Dr Marcin Kędzierski zauważa, że na pozostaniu Donalda Tuska na fotelu tzw. prezydenta Europy zależało w szczególności Grzegorzowi Schetynie. Ekspert dodał też, że Polska nie będzie miała korzyści z faktu, iż w dalszym ciągu Tusk pozostanie przewodniczącym Rady.
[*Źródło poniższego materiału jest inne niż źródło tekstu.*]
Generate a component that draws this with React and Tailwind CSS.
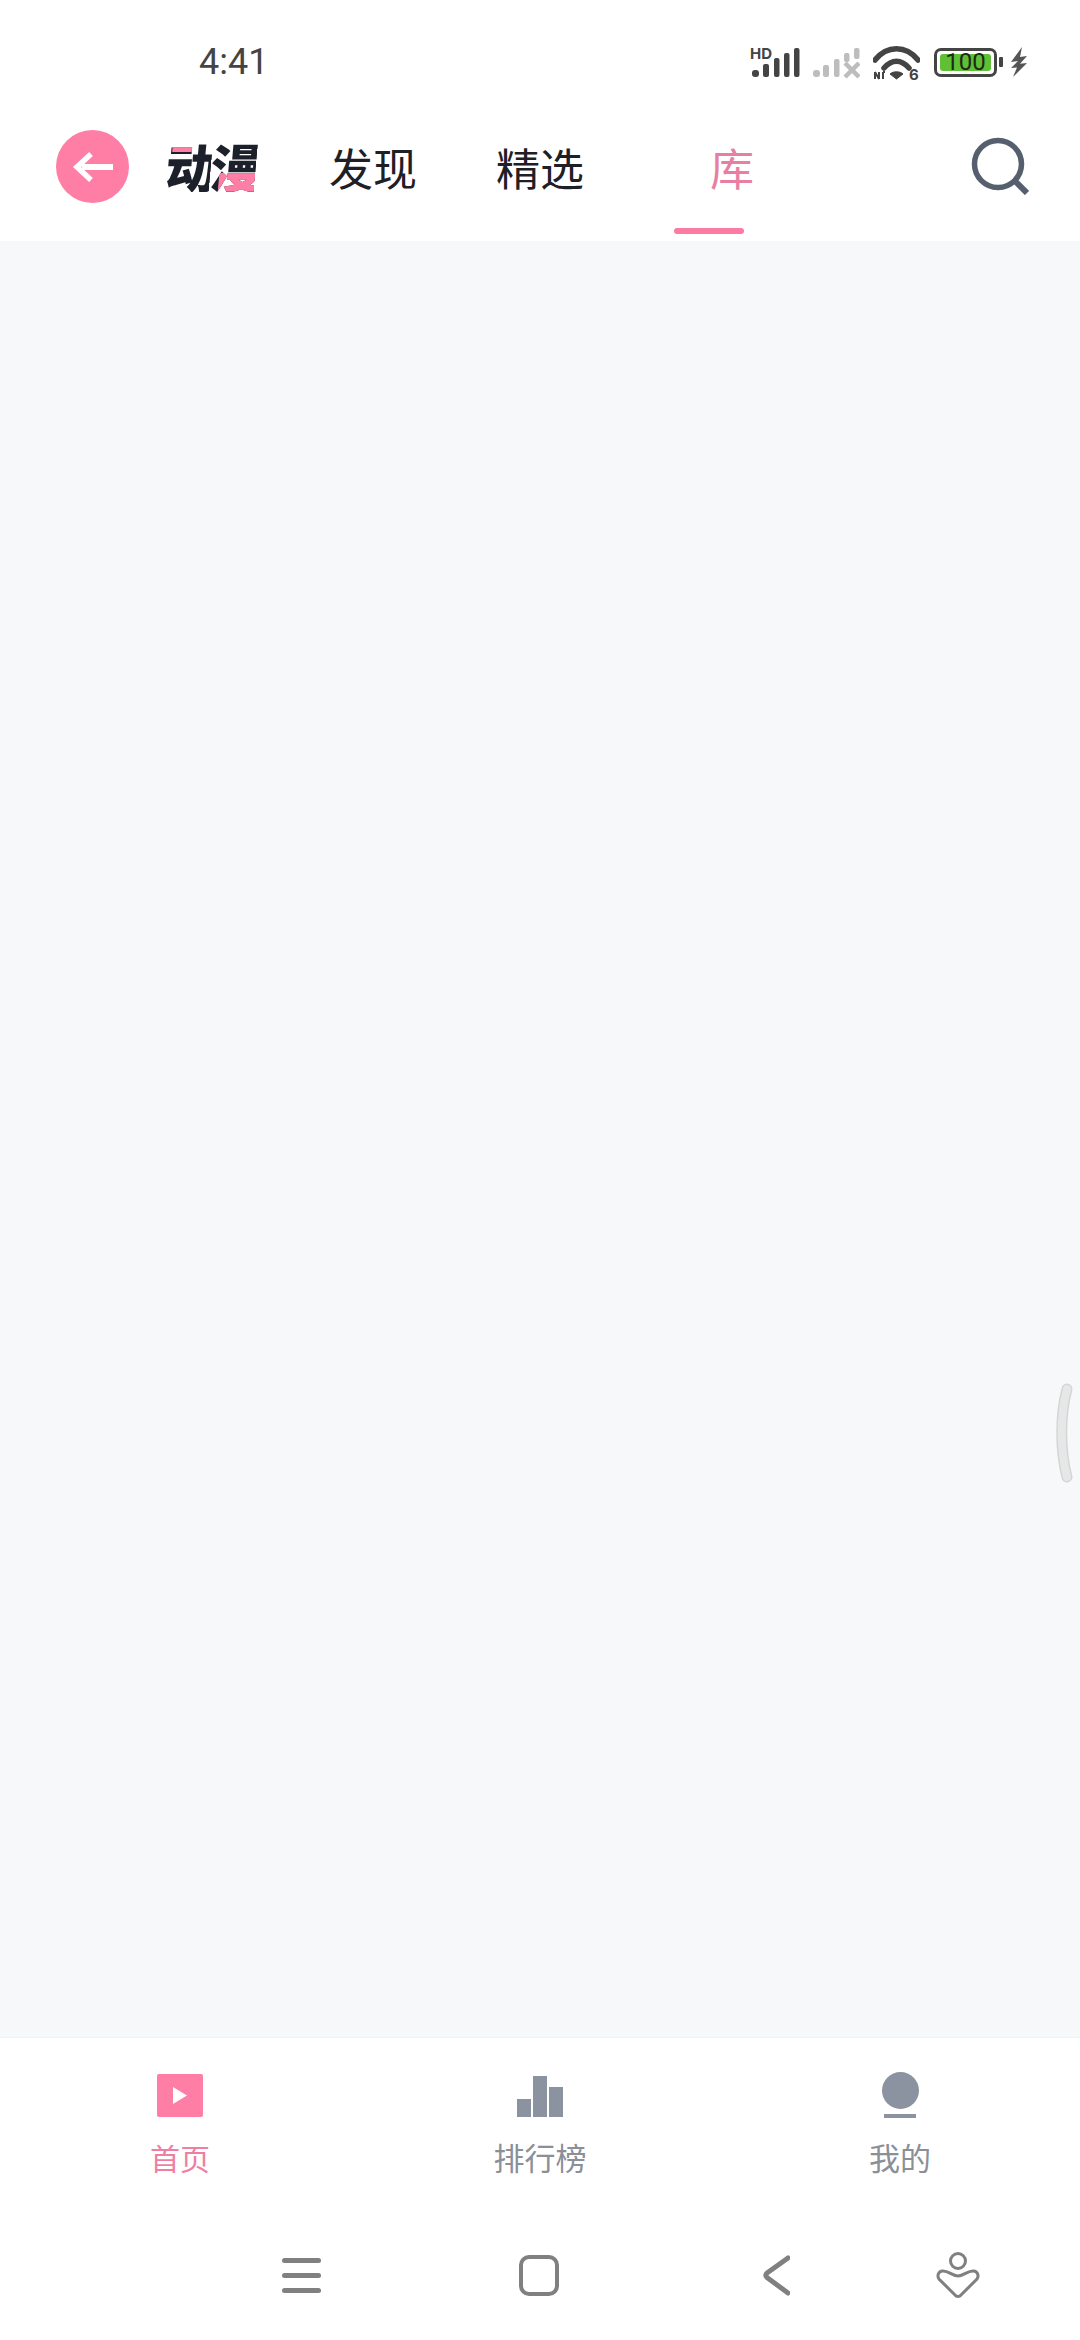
const cjk = "font-['Noto_Sans_CJK_SC','Noto_Sans',sans-serif]";

function SignalHd() {
  return (
    <svg width="50" height="36" viewBox="750 44 50 36" fill="#444">
      <text x="750" y="59" fontFamily="Inter, sans-serif" fontWeight="700" fontSize="15">HD</text>
      <rect x="752" y="70" width="7" height="7" rx="3" />
      <rect x="763" y="64" width="6" height="13" rx="2" />
      <rect x="774" y="58" width="5.500" height="19" rx="2" />
      <rect x="784" y="53" width="5.500" height="24" rx="2" />
      <rect x="794" y="48" width="5.500" height="29" rx="2" />
    </svg>
  );
}

function SignalOff() {
  return (
    <svg width="48" height="36" viewBox="812 44 48 36" fill="#bdbdbd">
      <rect x="813" y="70" width="7" height="7" rx="3" />
      <rect x="823" y="65" width="6" height="12" rx="2" />
      <rect x="834" y="59" width="5.500" height="18" rx="2" />
      <rect x="844" y="53" width="5.500" height="9" rx="2" />
      <rect x="854" y="48" width="5.500" height="11" rx="2" />
      <path d="M845 63l14 14M859 63l-14 14" stroke="#bdbdbd" strokeWidth="4.500" fill="none" />
    </svg>
  );
}

function Wifi() {
  return (
    <svg className="mt-[8px]" width="47" height="44" viewBox="873 44 47 44" fill="none" stroke="#444">
      <path d="M875 60C887 45 906 45 918 60" strokeWidth="5.500" strokeLinecap="round" />
      <path d="M884 68C892 59 901 59 909 68" strokeWidth="5.500" strokeLinecap="round" />
      <path d="M890 74c3-3 10-3 13 0l-6.500 5z" fill="#444" strokeWidth="1" />
      <path d="M875 72v7M875 72l4 7M879 72v7M883 72v7M883 72h2" strokeWidth="2" />
      <text x="909" y="80" fontFamily="Inter, sans-serif" fontWeight="700" fontSize="15" fill="#444" stroke="none">6</text>
    </svg>
  );
}

function Battery() {
  return (
    <div className="flex items-center">
      <div className="flex h-[29px] w-[63px] items-center justify-center rounded-[7px] border-[3px] border-[#444] p-[3px]">
        <div className="flex h-full w-full items-center justify-center rounded-[3px] bg-[#5fbf35] text-[24px] leading-none text-[#1d2a14] font-['Roboto',sans-serif]">
          100
        </div>
      </div>
      <div className="ml-[2px] h-[10px] w-[4px] rounded-[1px] bg-[#444]" />
    </div>
  );
}

function Bolt() {
  return (
    <svg width="18" height="30" viewBox="0 0 18 30" fill="#555">
      <path d="M12 0L1 15l7-1-7 7 6-.5L3 30 17 16l-7 .8 7-7.800-7 1z" />
    </svg>
  );
}

function StatusBar() {
  return (
    <div className="flex h-[90px] items-start justify-between bg-white pl-[199px] pr-[52px] pt-[40px]">
      <span className="text-[36px] leading-[44px] text-[#444] font-['Roboto',sans-serif]">4:41</span>
      <div className="flex h-[44px] items-center">
        <SignalHd />
        <div className="ml-[12px]"><SignalOff /></div>
        <div className="ml-[13px]"><Wifi /></div>
        <div className="ml-[14px]"><Battery /></div>
        <div className="ml-[7px]"><Bolt /></div>
      </div>
    </div>
  );
}

function Tab({ label, width, active }) {
  return (
    <div className={`relative flex h-full items-center justify-center ${width}`}>
      <span
        className={`pt-[3px] text-[44px] leading-none ${active ? "pl-[46px] text-[#e87fa2]" : "text-[#1e2026]"} ${cjk}`}
      >
        {label}
      </span>
      {active && <div className="absolute bottom-[7px] h-[6px] w-[70px] rounded-full bg-[#fb7ba2]" />}
    </div>
  );
}

function Header() {
  return (
    <header className="flex h-[151px] items-center bg-white pl-[56px]">
      <div className="mt-[2px] flex h-[73px] w-[73px] items-center justify-center rounded-full bg-[#ff7ea6]">
        <svg width="42" height="32" viewBox="0 0 42 32" fill="none" stroke="white">
          <path d="M10 16H41" strokeWidth="6" />
          <path d="M19 3L5 16l14 13" strokeWidth="5.500" />
        </svg>
      </div>
      <div className={`ml-[37px] flex w-[89px] -skew-x-[5deg] text-[52px] font-black leading-none tracking-[-7px] ${cjk}`}>
        <span className="bg-[linear-gradient(#ff7ea6,#ff7ea6),linear-gradient(#1c202b,#1c202b)] bg-[size:44%_24%,100%_100%] bg-[position:20%_0,0_0] bg-no-repeat bg-clip-text text-transparent">
          动
        </span>
        <span className="bg-[linear-gradient(#ff7ea6,#ff7ea6),linear-gradient(#1c202b,#1c202b)] bg-[size:80%_36%,100%_100%] bg-[position:100%_100%,0_0] bg-no-repeat bg-clip-text text-transparent">
          漫
        </span>
      </div>
      <nav className="ml-[73px] flex h-full">
        <Tab label="发现" width="w-[90px]" />
        <Tab label="精选" width="w-[90px] ml-[77px]" />
        <Tab label="库" width="w-[70px] ml-[89px]" active />
      </nav>
      <svg className="ml-[227px]" width="58" height="58" viewBox="0 0 58 58" fill="none" stroke="#555f6e">
        <circle cx="27" cy="27" r="23.500" strokeWidth="5.500" />
        <path d="M43 43l13 13" strokeWidth="6" />
      </svg>
    </header>
  );
}

function BottomNav() {
  return (
    <div className="grid h-[147px] grid-cols-3 border-t border-[#f1f2f3] bg-white">
      <div className="flex flex-col items-center pt-[36px]">
        <div className="flex h-[43px] w-[46px] items-center justify-center rounded-[2px] bg-[#ff7ea6]">
          <svg width="14" height="17" viewBox="0 0 14 17" fill="white">
            <path d="M0 0l14 8.500L0 17z" />
          </svg>
        </div>
        <span className={`mt-[21px] text-[30px] leading-[38px] text-[#ee7fa3] ${cjk}`}>首页</span>
      </div>
      <div className="flex flex-col items-center pt-[36px]">
        <div className="flex h-[43px] items-end gap-[2px]">
          <div className="h-[18px] w-[14px] bg-[#8b93a1]" />
          <div className="h-[41px] w-[14px] bg-[#8b93a1]" />
          <div className="h-[30px] w-[14px] bg-[#8b93a1]" />
        </div>
        <span className={`mt-[21px] text-[31px] leading-[38px] text-[#8a8f98] ${cjk}`}>排行榜</span>
      </div>
      <div className="flex flex-col items-center pt-[34px]">
        <div className="h-[37px] w-[37px] rounded-full bg-[#8b93a1]" />
        <div className="mt-[5px] h-[4px] w-[32px] bg-[#8b93a1]" />
        <span className={`mt-[20px] text-[31px] leading-[38px] text-[#8a8f98] ${cjk}`}>我的</span>
      </div>
    </div>
  );
}

function SystemNav() {
  return (
    <div className="flex h-[156px] items-start bg-white pl-[282px] pt-[71px]">
      <div className="mt-[3px] flex w-[39px] flex-col gap-[10px]">
        <div className="h-[5px] rounded-full bg-[#808080]" />
        <div className="h-[5px] rounded-full bg-[#808080]" />
        <div className="h-[5px] rounded-full bg-[#808080]" />
      </div>
      <div className="ml-[198px] h-[41px] w-[40px] rounded-[10px] border-[4px] border-[#808080]" />
      <svg className="ml-[204px]" width="27" height="41" viewBox="0 0 27 41" fill="none" stroke="#808080" strokeWidth="5" strokeLinecap="round" strokeLinejoin="round">
        <path d="M25 3L4 18c-1.500 1.500-1.500 3 0 4.500L25 38" />
      </svg>
      <svg className="ml-[146px] -mt-[3px]" width="44" height="46" viewBox="0 0 44 46" fill="none" stroke="#808080" strokeWidth="3">
        <ellipse cx="22" cy="9" rx="7.500" ry="7.500" />
        <path d="M6 19c6-1 10 5 16 5s10-6 16-5c4 1 5 5 3 8L25 43c-1.500 2-4.500 2-6 0L3 27c-2-3-1-7 3-8z" />
      </svg>
    </div>
  );
}

export default function App() {
  return (
    <div className="relative flex h-[2340px] w-[1080px] flex-col overflow-hidden bg-white">
      <StatusBar />
      <Header />
      <main className="flex-1 bg-[#f7f8fa]" />
      <BottomNav />
      <SystemNav />
      {/* side handle sits over the page */}
      <svg className="absolute right-0 top-[1380px]" width="30" height="108" viewBox="0 0 30 108" fill="none" strokeLinecap="round">
        <path d="M17 9C10 35 10 70 17 97" stroke="#d4d6d6" strokeWidth="11" />
        <path d="M17 9C10 35 10 70 17 97" stroke="#e6e8e7" strokeWidth="8" />
      </svg>
    </div>
  );
}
– Trudno się dziwić, że Platformie Obywatelskiej zależy na tym, żeby Donald Tusk pozostał w Brukseli. To z powodów wewnętrznych, ponieważ Grzegorz Schetyna głównego rywala ma za granicą, a po drugie, Donald Tusk będzie pozytywnie wpływał na wizerunek Platformy, ponieważ jest politykiem, który ma wpływ, a w Polsce dzisiaj PO nie ma wpływu na kształt rządu. To dla PO oczywiście dobrze. A czy to dla Polski dobrze? Dla naszego kraju byłoby dobrze gdyby Donald Tusk współpracował z rządem, ale widać wyraźnie, że nie ma takiej woli – zarówno z jego strony jak i po stornie polskiego rządu. To oznacza, że potencjalne korzyści wynikające z faktu przewodniczenia Rade Europejskiej przez Polaka nie będą wykorzystane – wskazuje dr Marcin Kędzierski.
Kadencja przewodniczącego RE trwa 2,5 roku z możliwością przedłużenia do 5 lat. Donald Tusk funkcję tę pełni od 2014 roku.